Wrong, wrong, wrong, wrong. The Albanese government’s approval of a 45-year extension to Woodside’s North West Shelf gas project, signed off last week by federal environment minister Murray Watt, is wrong from every possible perspective.
Last month’s big Labor win was Anthony Albanese’s chance to take a longer view, to stand up for the national interest. Instead the PM blinked, and we are the poorer for it. The only beneficiary of this horrendous decision is Woodside’s bottom line: profit as far as the eye can see.
Watt’s predecessor, Tanya Plibersek, knew all this and wrestled for years with its implications. Her failure to embed a climate signal in federal environmental law is testament to the might of the fossil fuel industry.
So how is this decision wrong? Let me count the ways.
First, cultural heritage: where we came from and largely what makes us. Aboriginal cultural icons go further into the past than that of any other people anywhere. They include 40,000-year-old rock engravings on the Pilbara coast, known to archaeology for half a century, in the midst of which is the Burrup petrochemical hub.
With World Heritage assessment imminent, last week WA premier Roger Cook called the site “a place of incredible cultural significance”. At the same time, he was sprung trying to hide evidence that acidic emissions from gas processing since the 1970s had affected the rock art. Culture and mammon rarely present a more glaring contradiction.
Then there’s the marine life of Burrup Peninsula, the next-door Dampier Archipelago, and offshore Scott Reef – biodiversity rivalling the Great Barrier Reef’s. A huge array of corals, whales, turtles and over 100 species of birds, including migratory shorebirds from the Arctic – all this and more are threatened by gas extraction, processing and export.
Watt said his approval of Woodside’s 2070 “vision” included strict conditions to protect cultural and natural attributes, but it’s impossible to evaluate those conditions because they haven’t been made public – a distinct advantage to Woodside as opposed to the public interest.
The third reason we are wrong to celebrate Watt’s decision is government’s failure to capture any revenue benefit from the huge profits won in the extraction of this public resource – a victory of might over right that harks back to the sorry defeat of the mining super-profits tax proposal by the Rudd government.
Finally the big one – climate.
Late last month the Australia Institute released its estimate of CO2 emissions from the Burrup Hub expansion alone: 132 million tonnes a year, which is higher than emissions from all Australian coal power stations and 36 times the emissions from Western Australia’s only coal-fired power station, Muja.
CO2 emissions resulting from the decision, says the Australia Institute, add up to 250 million tonnes annually and 15 billion tonnes over the expected life of the projects, equal to 33 years’ worth of all Australian emissions. This goes on to the carbon accounts of China, Japan and other countries, but climate doesn’t recognise national boundaries.
The Burrup approval is a carbon bomb by any measure.
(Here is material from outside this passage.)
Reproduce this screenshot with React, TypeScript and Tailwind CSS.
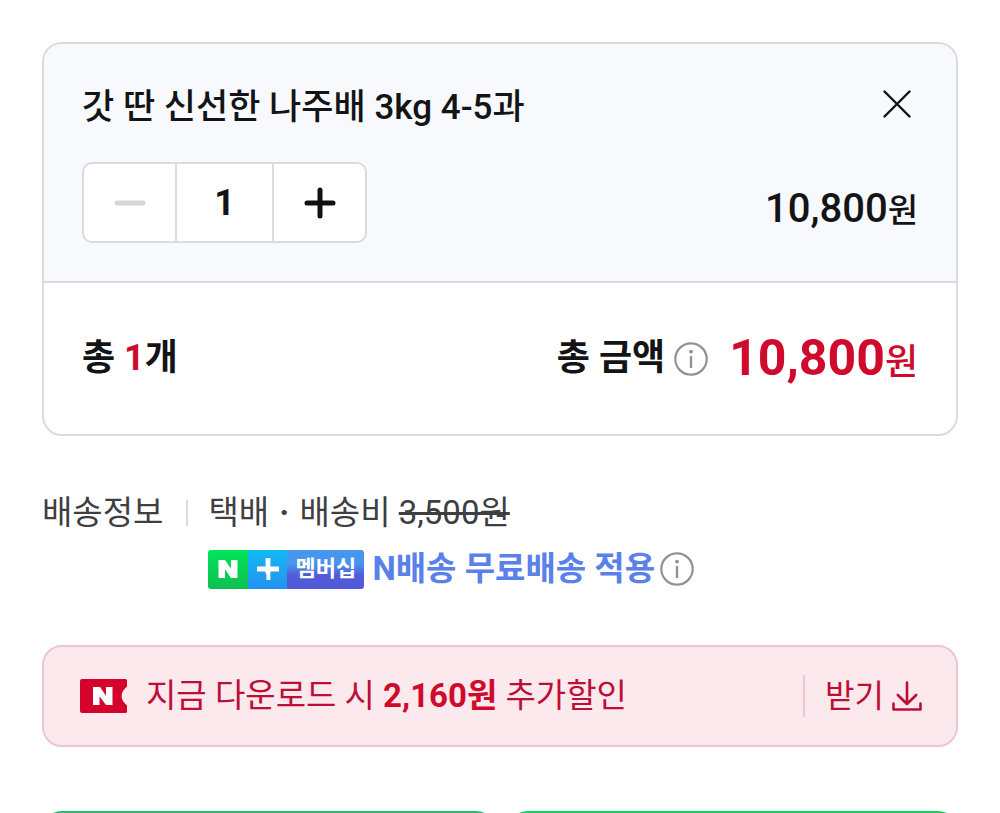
import { useState } from "react";

const UNIT_PRICE = 10800;

function InfoIcon() {
  return (
    <svg className="h-9 w-9" viewBox="0 0 36 36" fill="none" aria-hidden="true">
      <circle cx="18" cy="18" r="15.7" stroke="#929294" strokeWidth="2.2" />
      <circle cx="18" cy="10.6" r="1.9" fill="#929294" />
      <path d="M18 15v12" stroke="#929294" strokeWidth="2.4" />
    </svg>
  );
}

function MembershipBadge() {
  return (
    <span className="flex h-[39px] w-[156px] shrink-0 overflow-hidden rounded-[3px] text-white">
      <span className="flex w-10 items-center justify-center bg-linear-to-b from-[#03e45b] to-[#0bc050]">
        <svg className="h-5 w-5" viewBox="0 0 20 20" fill="currentColor" role="img" aria-label="네이버">
          <path d="M0.5 1H7l6 8.8V1h6.5v18H13L7 10.2V19H0.5z" />
        </svg>
      </span>
      <span className="flex w-[39px] items-center justify-center bg-linear-to-b from-[#12b9f3] to-[#2490f0]">
        <svg className="h-[22px] w-[22px]" viewBox="0 0 22 22" fill="currentColor" aria-hidden="true">
          <path d="M8.6 0h4.8v8.6H22v4.8h-8.6v8.6H9.500v-5l-1.500-3.600H0V8.6h8.6z" />
        </svg>
      </span>
      <span className="flex flex-1 items-center justify-center bg-linear-to-b from-[#4895ee] from-35% to-[#515bd8] to-65% text-[22px] font-bold leading-none">
        멤버십
      </span>
    </span>
  );
}

function CouponIcon() {
  return (
    <svg className="h-[34px] w-12 shrink-0" viewBox="0 0 48 34" aria-hidden="true">
      <path
        d="M2 0h43.500A1.500 1.500 0 0 1 47 1.500V7.500l-2 2c-4.500 4-4.500 11 0 15l2 2v6a1.500 1.500 0 0 1-1.500 1.500H2A2 2 0 0 1 0 32V2A2 2 0 0 1 2 0z"
        fill="#d5032b"
      />
      <path d="M13 8h7l6 8.800V8h6.500v18H26l-6.500-8.800V26H13z" fill="#fff" />
    </svg>
  );
}

export default function App() {
  const [quantity, setQuantity] = useState(1);
  const price = (UNIT_PRICE * quantity).toLocaleString("ko-KR");

  return (
    <main className="h-screen overflow-hidden bg-white px-[42px] pt-[42px] font-[Roboto,'Noto_Sans_CJK_KR',sans-serif] text-[#131416]">
      {/* Selected option */}
      <section className="overflow-hidden rounded-[20px] border-2 border-[#d9dcde]">
        <div className="border-b-2 border-[#d9dcde] bg-[#f7f9fd] px-[38px] pb-[38px] pt-10">
          <div className="flex items-start justify-between">
            <h2 className="text-[35px] font-medium leading-[48px]">갓 딴 신선한 나주배 3kg 4-5과</h2>
            <button type="button" aria-label="삭제" className="flex h-10 w-[42px] items-center justify-center">
              <svg className="h-7 w-7" viewBox="0 0 28 28" fill="none" stroke="#111" strokeWidth="2.4" strokeLinecap="round">
                <path d="M1.500 1.500l25 25M26.500 1.500l-25 25" />
              </svg>
            </button>
          </div>

          <div className="mt-[30px] flex items-center justify-between">
            <div className="flex h-[81px] w-[285px] overflow-hidden rounded-[10px] border-2 border-[#d9dcde] bg-white">
              <button
                type="button"
                aria-label="수량 빼기"
                disabled={quantity === 1}
                onClick={() => setQuantity(quantity - 1)}
                className="flex flex-1 items-center justify-center text-[#111] disabled:text-[#d5d6d8]"
              >
                <svg className="h-8 w-8" viewBox="0 0 32 32" fill="none" stroke="currentColor" strokeWidth="5" strokeLinecap="round">
                  <path d="M3 16h26" />
                </svg>
              </button>
              <input
                type="text"
                inputMode="numeric"
                aria-label="수량"
                value={quantity}
                onChange={(e) => setQuantity(Math.max(1, Number(e.target.value) || 1))}
                className="w-[99px] border-x-2 border-[#d9dcde] text-center text-[36px] font-bold outline-none"
              />
              <button
                type="button"
                aria-label="수량 더하기"
                onClick={() => setQuantity(quantity + 1)}
                className="flex flex-1 items-center justify-center text-[#111]"
              >
                <svg className="h-8 w-8" viewBox="0 0 32 32" fill="none" stroke="currentColor" strokeWidth="5" strokeLinecap="round">
                  <path d="M3 16h26M16 3v26" />
                </svg>
              </button>
            </div>
            <p className="flex items-baseline pt-3 text-[40px] font-medium leading-[48px]">
              {price}
              <span className="text-[33px] leading-none">원</span>
            </p>
          </div>
        </div>

        {/* Total */}
        <div className="flex items-center justify-between px-[38px] py-12">
          <p className="text-[36px] font-bold leading-[55px]">
            총 <span className="text-[#cf0a2c]">{quantity}</span>개
          </p>
          <div className="flex items-center">
            <span className="text-[36px] font-bold leading-[55px]">총 금액</span>
            <button type="button" aria-label="총 금액 안내" className="ml-2">
              <InfoIcon />
            </button>
            <strong className="ml-5 flex items-baseline text-[50px] font-bold leading-[55px] text-[#cf0a2c]">
              {price}
              <span className="text-[36px] font-medium leading-none">원</span>
            </strong>
          </div>
        </div>
      </section>

      {/* Delivery */}
      <dl className="mt-[53px] flex text-[33px] leading-[48px] text-[#3e3f42]">
        <dt className="flex items-center self-start">
          배송정보
          <span className="ml-[23px] mr-5 h-[26px] w-0.5 bg-[#d9dcde]" />
        </dt>
        <dd>
          <p>
            택배 <span className="mx-0.5 font-bold">·</span> 배송비 <del>3,500원</del>
          </p>
          <div className="mt-2 flex items-center">
            <MembershipBadge />
            <span className="ml-2 font-bold text-[#5a80ea]">N배송 무료배송 적용</span>
            <button type="button" aria-label="N배송 안내" className="ml-1">
              <InfoIcon />
            </button>
          </div>
        </dd>
      </dl>

      {/* Coupon */}
      <section className="mt-[52px] flex h-[102px] items-center rounded-[20px] border-2 border-[#efc5cf] bg-[#fbe9ed] pl-9 pr-[34px] text-[33px] text-[#bd0f35]">
        <CouponIcon />
        <p className="ml-[18px] flex-1">
          지금 다운로드 시 <strong className="font-bold text-[#cf0a2c]">2,160원</strong> 추가할인
        </p>
        <span className="h-[42px] w-0.5 bg-[#efc5cf]" />
        <button type="button" className="ml-5 flex items-center gap-2 text-[32px]">
          받기
          <svg className="h-[30px] w-[30px]" viewBox="0 0 30 30" fill="none" stroke="currentColor" strokeWidth="2.6" strokeLinecap="round" strokeLinejoin="round" aria-hidden="true">
            <path d="M15 1.500v21M5.800 14l9.200 9 9.200-9M1.500 22.500v6h27v-6" />
          </svg>
        </button>
      </section>

      {/* Purchase buttons */}
      <div className="mt-16 flex gap-3">
        <button type="button" aria-label="장바구니" className="h-24 flex-1 rounded-[20px] border-2 border-[#2fb573] bg-white" />
        <button type="button" aria-label="구매하기" className="h-24 flex-1 rounded-[20px] bg-[#12d05c]" />
      </div>
    </main>
  );
}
But it’s not the end of the story; it excludes the even bigger Browse gas field to the north-east, waiting in the wings for the tick of approval.
The CEO of Woodside, Meg O’Neill, is not one to let criticism of her company go unchallenged. At the gas industry’s annual conference in Brisbane last week she took a shot at our youth, well-represented in anti-gas protests.
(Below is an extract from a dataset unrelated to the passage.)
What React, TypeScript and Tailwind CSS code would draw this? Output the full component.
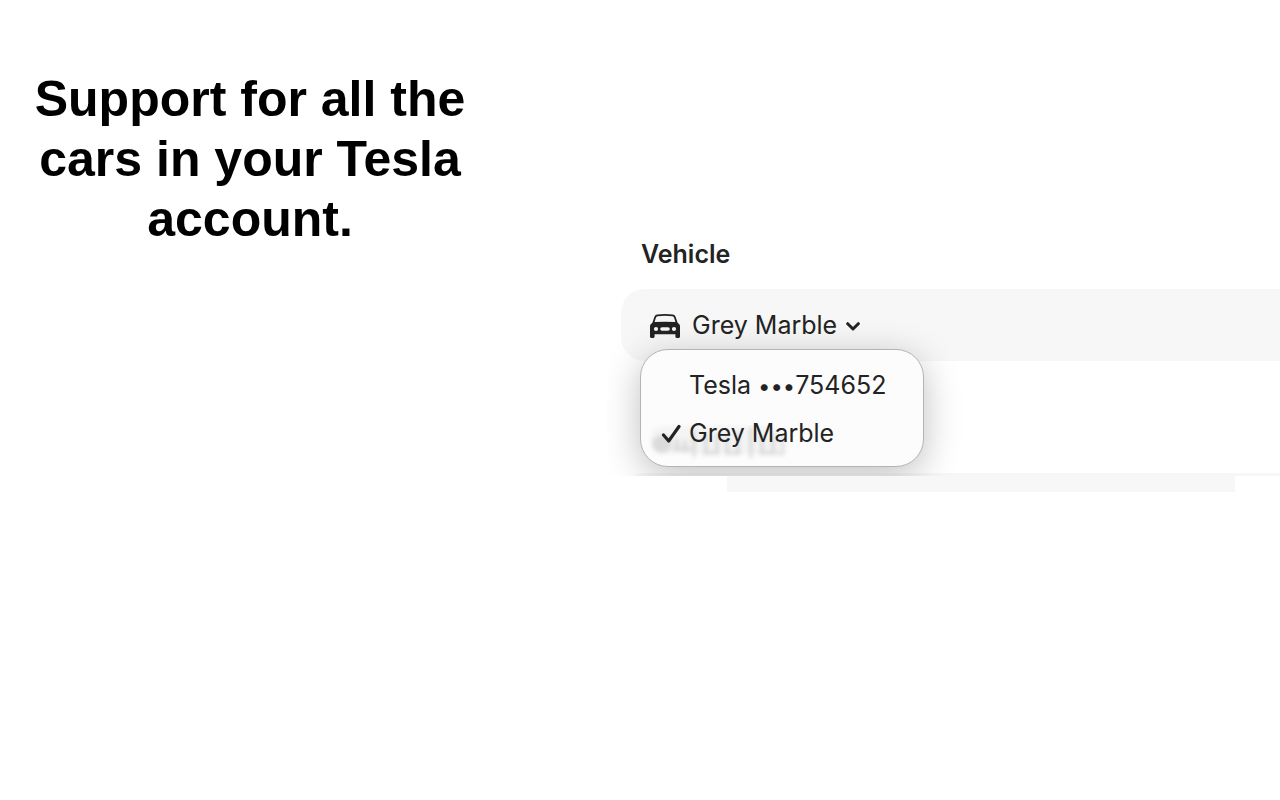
import React, { useState } from 'react';

interface IconProps {
    className?: string;
}

const CarIcon: React.FC<IconProps> = ({ className }) => (
    <svg viewBox="0 0 30 24" className={className} aria-hidden="true">
        <path
            fill="currentColor"
            fillRule="evenodd"
            d="M7 .6Q15-.4 23 .6Q25 .9 25.700 3L27.500 8.600Q30 10.300 30 13.200V22.400Q30 24 28.400 24H27Q25.400 24 25.400 22.400V20.200H4.600V22.400Q4.600 24 3 24H1.600Q0 24 0 22.400V13.200Q0 10.300 2.500 8.600L4.300 3Q5 .9 7 .6ZM7.500 2.200Q6.400 2.400 6 3.500L4.600 8Q15 7.300 25.400 8L24 3.500Q23.600 2.400 22.500 2.200Q15 1.400 7.500 2.200ZM6 12.900A2.100 2.100 0 1 0 6 17.100A2.100 2.100 0 1 0 6 12.900ZM24 12.900A2.100 2.100 0 1 0 24 17.100A2.100 2.100 0 1 0 24 12.900ZM12 13.200A1.800 1.800 0 0 0 12 16.800H18A1.800 1.800 0 0 0 18 13.200Z"
        />
    </svg>
);

const ChevronIcon: React.FC<IconProps> = ({ className }) => (
    <svg viewBox="0 0 14 9" className={className} fill="none" stroke="currentColor" strokeWidth="3" strokeLinecap="round" strokeLinejoin="round" aria-hidden="true">
        <path d="M1.700 1.700L7 7L12.300 1.700" />
    </svg>
);

const CheckIcon: React.FC<IconProps> = ({ className }) => (
    <svg viewBox="0 0 20 20" className={className} fill="none" stroke="currentColor" strokeWidth="3.2" strokeLinecap="round" strokeLinejoin="round" aria-hidden="true">
        <path d="M2.500 11L7.700 17L18 2.500" />
    </svg>
);

// what shows through the glass of the open menu
const Smudge: React.FC<IconProps> = ({ className }) => (
    <svg viewBox="0 0 160 50" className={className} fill="none" stroke="currentColor" aria-hidden="true">
        <rect x="10" y="10" width="130" height="28" rx="12" fill="currentColor" stroke="none" opacity=".3" />
        <ellipse cx="21" cy="28" rx="10" ry="9" fill="currentColor" stroke="none" />
        <path
            strokeWidth="4"
            d="M36 22V34M44 24V36M53 14V41M65 18V38M76 18V38M86 20V38M97 16V38M110 12V42M121 18V38M132 18V38M142 20V38M32 33H50M62 37H78M84 37H100M118 37H144"
        />
    </svg>
);

const vehicles = [
    { id: 'tesla', name: 'Tesla ', digits: '754652' },
    { id: 'grey', name: 'Grey Marble', digits: '' },
];

type Vehicle = (typeof vehicles)[number];

const VehicleName: React.FC<{ vehicle: Vehicle }> = ({ vehicle }) => (
    <span className="whitespace-pre">
        {vehicle.name}
        {vehicle.digits && <span className="text-[22px]">•••</span>}
        {vehicle.digits}
    </span>
);

const VehiclePicker: React.FC = () => {
    const [selected, setSelected] = useState(vehicles[1]);
    const [open, setOpen] = useState(true);

    return (
        <div className="relative shrink-0 rounded-l-3xl bg-[#f7f7f7] pl-[29px]">
            <button
                type="button"
                aria-haspopup="menu"
                aria-expanded={open}
                onClick={() => setOpen(!open)}
                className="flex h-[72px] items-center pt-[2px]"
            >
                <CarIcon className="mr-3 h-6 w-[30px]" />
                <VehicleName vehicle={selected} />
                <ChevronIcon className="ml-[9px] h-[9px] w-[14px]" />
            </button>
            {open && (
                <div
                    role="menu"
                    aria-labelledby="vehicle-heading"
                    className="absolute left-[19px] top-[60px] w-[284px] rounded-[28px] border border-[#b4b4b4] bg-[#fcfcfc] pb-2 pt-3 shadow-[0_8px_36px_rgba(0,0,0,0.25)]"
                >
                    <Smudge className="pointer-events-none absolute bottom-0 left-0 h-[50px] w-40 text-black/10 blur-[2px]" />
                    {vehicles.map((v) => (
                        <button
                            key={v.id}
                            type="button"
                            role="menuitemradio"
                            aria-checked={v === selected}
                            onClick={() => {
                                setSelected(v);
                                setOpen(false);
                            }}
                            className="relative flex h-12 w-full items-center pl-5"
                        >
                            <span className="w-7">
                                {v === selected && <CheckIcon className="size-5" />}
                            </span>
                            <VehicleName vehicle={v} />
                        </button>
                    ))}
                </div>
            )}
        </div>
    );
};

export default function App() {
    return (
        <main className="flex min-h-screen items-start bg-white">
            <h1 className="w-[500px] shrink-0 px-8 pt-[69px] text-center font-['Liberation_Sans',Arial,sans-serif] text-[50px] font-bold leading-[60px] text-black">
                Support for all the cars in your Tesla account.
            </h1>
            <div className="ml-[107px] min-w-0 flex-1 font-[Inter,sans-serif] text-[25px] text-[#232323]">
                <section className="flex h-[476px] flex-col overflow-hidden pl-[14px]">
                    <h2 id="vehicle-heading" className="mb-4 mt-[235px] pl-5 font-semibold leading-[38px]">
                        Vehicle
                    </h2>
                    <VehiclePicker />
                    <div className="mt-28 h-[72px] shrink-0 rounded-l-3xl bg-[#f7f7f7]" />
                </section>
                <div className="ml-[120px] mr-[45px] h-4 bg-[#f7f7f7]" />
            </div>
        </main>
    );
}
Young people “are happily plugging in their devices, ordering things … shipped to their house without any sort of recognition of the energy and carbon impact of their actions”, she said. “That human impact and the consumer’s role in driving energy demand and emissions … is a missing space in the conversation.”
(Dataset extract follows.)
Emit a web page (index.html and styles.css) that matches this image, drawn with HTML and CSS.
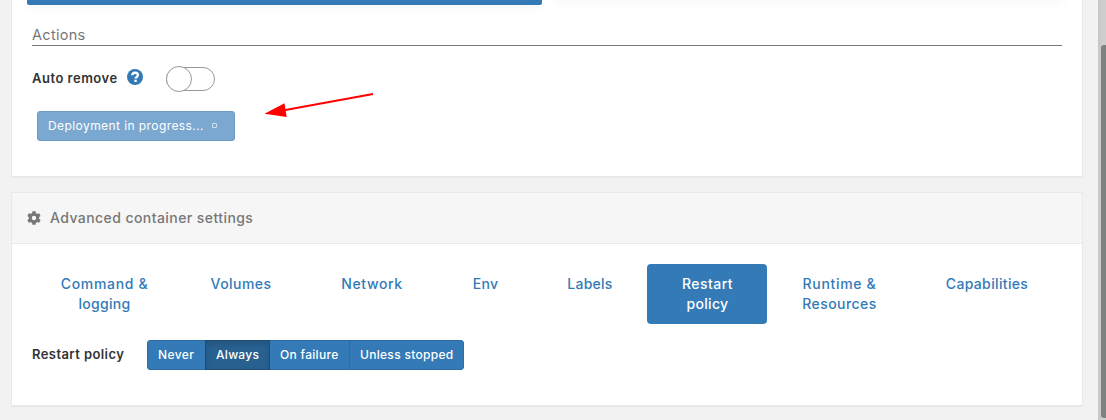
FILE: index.html
```html
<!DOCTYPE html>
<html lang="en">
<head>
<meta charset="utf-8">
<title>Create container</title>
<link rel="stylesheet" href="styles.css">
</head>
<body>
<main class="page">
  <section class="widget widget-top">
    <div class="selectors"><div class="selector selector-active"></div><div class="selector"></div></div>
    <div class="section-title"><span class="t-actions">Actions</span></div>
    <div class="toggle-row">
      <label class="control-label t-auto">Auto remove</label>
      <svg class="help" viewBox="0 0 16 16"><circle cx="8" cy="8" r="8"/><path d="M5.3 6.3C5.3 4.5 6.5 3.7 8.1 3.7s2.8 1 2.8 2.4c0 2-2.3 2-2.3 3.3" class="help-mark"/><rect x="7.4" y="10.7" width="2.3" height="2.3" class="help-dot"/></svg>
      <span class="switch"><span class="knob"></span></span>
    </div>
    <button class="deploy" disabled><span class="t-deploy">Deployment in progress...</span><span class="spinner"></span></button>
    <svg class="arrow" viewBox="0 0 112 28"><path d="M20 19.3L109 2.9" stroke="#f00" stroke-width="2"/><path d="M0.5 22.8L20.5 12.3 22.7 25.9z" fill="#f00"/></svg>
  </section>
  <section class="widget widget-settings">
    <header class="widget-header">
      <svg class="cog" viewBox="0 0 512 512"><path fill-rule="evenodd" d="M487 316l-43-25c4-23 4-47 0-70l43-25c5-3 7-9 6-14-11-36-30-69-55-96-4-4-10-5-15-2l-43 24c-18-15-39-27-61-35V24c0-6-4-11-9-12-37-8-75-8-110 0-5 1-9 6-9 12v49c-22 8-43 20-61 35L87 84c-5-3-11-2-15 2-25 27-44 60-55 96-1 5 1 11 6 14l43 25c-4 23-4 47 0 70l-43 25c-5 3-7 9-6 14 11 36 30 69 55 96 4 4 10 5 15 2l43-24c18 15 39 27 61 35v49c0 6 4 11 9 12 37 8 75 8 110 0 5-1 9-6 9-12v-49c22-8 43-20 61-35l43 24c5 3 11 2 15-2 25-27 44-60 55-96 1-5-1-11-6-14zM256 336a80 80 0 1 1 0-160 80 80 0 0 1 0 160z"/></svg>
      <span class="t-header">Advanced container settings</span>
    </header>
    <nav class="pills">
      <a class="pill"><span class="t-command">Command &amp;</span><span class="t-logging">logging</span></a>
      <a class="pill"><span class="t-volumes">Volumes</span></a>
      <a class="pill"><span class="t-network">Network</span></a>
      <a class="pill"><span class="t-env">Env</span></a>
      <a class="pill"><span class="t-labels">Labels</span></a>
      <a class="pill pill-active"><span class="t-restart">Restart</span><span class="t-policy">policy</span></a>
      <a class="pill"><span class="t-runtime">Runtime &amp;</span><span class="t-resources">Resources</span></a>
      <a class="pill"><span class="t-capabilities">Capabilities</span></a>
    </nav>
    <div class="policy-row">
      <label class="control-label t-restartpolicy">Restart policy</label>
      <div class="btn-group">
        <button class="btn"><span class="t-never">Never</span></button>
        <button class="btn btn-active"><span class="t-always">Always</span></button>
        <button class="btn"><span class="t-failure">On failure</span></button>
        <button class="btn"><span class="t-unless">Unless stopped</span></button>
      </div>
    </div>
  </section>
</main>
<aside class="scrollbar"><div class="thumb"></div></aside>
</body>
</html>
```
FILE: styles.css
```css
* { box-sizing: border-box; }
body {
  margin: 0;
  height: 420px;
  display: flex;
  overflow: hidden;
  background: #f2f2f2;
  font-family: "Inter", "Liberation Sans", sans-serif;
  font-size: 14px;
  line-height: 20px;
  color: #333;
}
span, label { white-space: nowrap; }
.page { width: 1098px; padding: 0 15px 0 11px; }
.widget {
  position: relative;
  width: 1072px;
  background: #fff;
  border: 1px solid #e9e9e9;
  border-bottom-width: 2px;
}
.widget-top { height: 178px; border-top: 0; }
.selectors { display: flex; gap: 13px; height: 5px; padding-left: 15px; }
.selector { width: 515px; height: 5px; border-radius: 0 0 2px 2px; clip-path: inset(0 -15px -20px -15px); }
.selector + .selector { height: 0; width: 508px; box-shadow: 0 0 10px 1px rgba(0,0,0,.12); }
.selector-active { background: #337ab7; box-shadow: 0 3px 10px -2px rgba(0,0,0,.25); }
.section-title { margin: 20px 20px 0; height: 21px; border-bottom: 1px solid #777; color: #777; font-size: 14.5px; }
.toggle-row { display: flex; align-items: center; height: 30px; margin: 18px 0 0 20px; }
.control-label { font-size: 13px; font-weight: 600; margin-top: -2px; }
.t-auto { width: 86px; }
.help { width: 16px; height: 16px; margin: -4px 0 0 8.5px; fill: #337ab7; }
.help-mark { fill: none; stroke: #fff; stroke-width: 2.4; }
.help-dot { fill: #fff; }
.switch { width: 49px; height: 24px; margin-left: 23.5px; border: 1px solid #999; border-radius: 12px; display: flex; align-items: center; }
.knob { width: 26px; height: 26px; margin-left: -1px; border: 1px solid #999; border-radius: 50%; background: #fff; flex: none; }
.deploy {
  display: flex; align-items: center; width: 198px; height: 30px; margin: 17px 0 0 25px; padding: 0 10px;
  border: 1px solid #6c9bc7; border-radius: 3px; background: #7aa8d0; color: #fff; font: 12px/18px "Inter", sans-serif;
}
.t-deploy { width: 155px; }
.spinner { width: 5px; height: 5px; margin: -2px 0 0 9px; border: 1px solid #cfe0ef; border-radius: 1px; }
.arrow { position: absolute; left: 252px; top: 91px; width: 112px; height: 28px; }
.widget-settings { height: 215px; margin-top: 14px; }
.widget-header { display: flex; align-items: center; height: 51px; padding-left: 15px; background: #f6f6f6; border-bottom: 1px solid #e9e9e9; color: #777; font-weight: 500; }
.cog { width: 14px; height: 14px; margin-right: 9px; fill: #777; }
.pills { display: grid; grid-template-columns: 144px 129px 133px 94px 115px 120px 144px 151px; height: 60px; margin: 20px 20px 0; }
.pill { display: flex; flex-direction: column; align-items: center; padding: 10px 0 0 1px; color: #337ab7; font-weight: 500; border-radius: 4px; }
.pill-active { background: #337ab7; color: #fff; }
.policy-row { display: flex; align-items: center; margin: 16px 0 0 20px; }
.policy-row .control-label { width: 115px; }
.btn-group { display: flex; }
.btn { height: 30px; padding: 0 0 0 10px; text-align: left; border: 1px solid #2e6da4; background: #337ab7; color: #fff; font: 500 12px/18px "Inter", sans-serif; }
.btn + .btn { margin-left: -1px; }
.btn:nth-child(1) { width: 59px; border-radius: 3px 0 0 3px; }
.btn:nth-child(2) { width: 65px; z-index: 1; }
.btn:nth-child(3) { width: 81px; }
.btn:nth-child(4) { width: 115px; border-radius: 0 3px 3px 0; }
.btn-active { position: relative; background: #286090; border-color: #204d74; box-shadow: inset 0 3px 5px rgba(0,0,0,.125); }
.scrollbar { width: 8px; height: 420px; padding: 45px 0 0 3px; background: linear-gradient(90deg, #c9c9c5 3px, #cececf 3px); }
.thumb { width: 5px; height: 373px; background: #7c8280; border-radius: 3px 0 0 3px; }

/* Tracking */
.t-actions { letter-spacing: .3px; }
.t-auto { letter-spacing: .5px; }
.t-header { letter-spacing: .43px; }
.t-deploy, .t-restartpolicy { letter-spacing: .42px; }
.t-always, .t-failure, .t-unless { letter-spacing: .3px; }
.t-never { letter-spacing: .4px; }
.t-command, .t-runtime { letter-spacing: .68px; }
.t-logging, .t-env, .t-policy { letter-spacing: .3px; }
.t-volumes, .t-resources, .t-restart { letter-spacing: .45px; }
.t-network { letter-spacing: .6px; }
.t-labels { letter-spacing: .25px; }
.t-capabilities { letter-spacing: .35px; }
```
Go big, they say, when you want to distract people. Young people do understand supply chains. They also understand who’s making the mega-decisions. But O’Neill is right about human impact, neatly (if accidentally) putting the case for permanently shelving all her company’s future plans along with those of the whole global fossil fuel industry.
The “missing space in the conversation” is this: base-level energy consumers like you and me help to drive global warming, but between the raw product and us is a whole vast ecosystem of enablers, most critically the big extracting and processing companies and the governments meant to regulate them.
These enablers have the power to shift consumer demand by emphasising the extreme peril of global warming. Murray Watt, for one, might choose to insert that critical climate signal in new environmental legislation.
Otherwise, as Meg O’Neill says, it’s up to us consumers. Good luck everyone.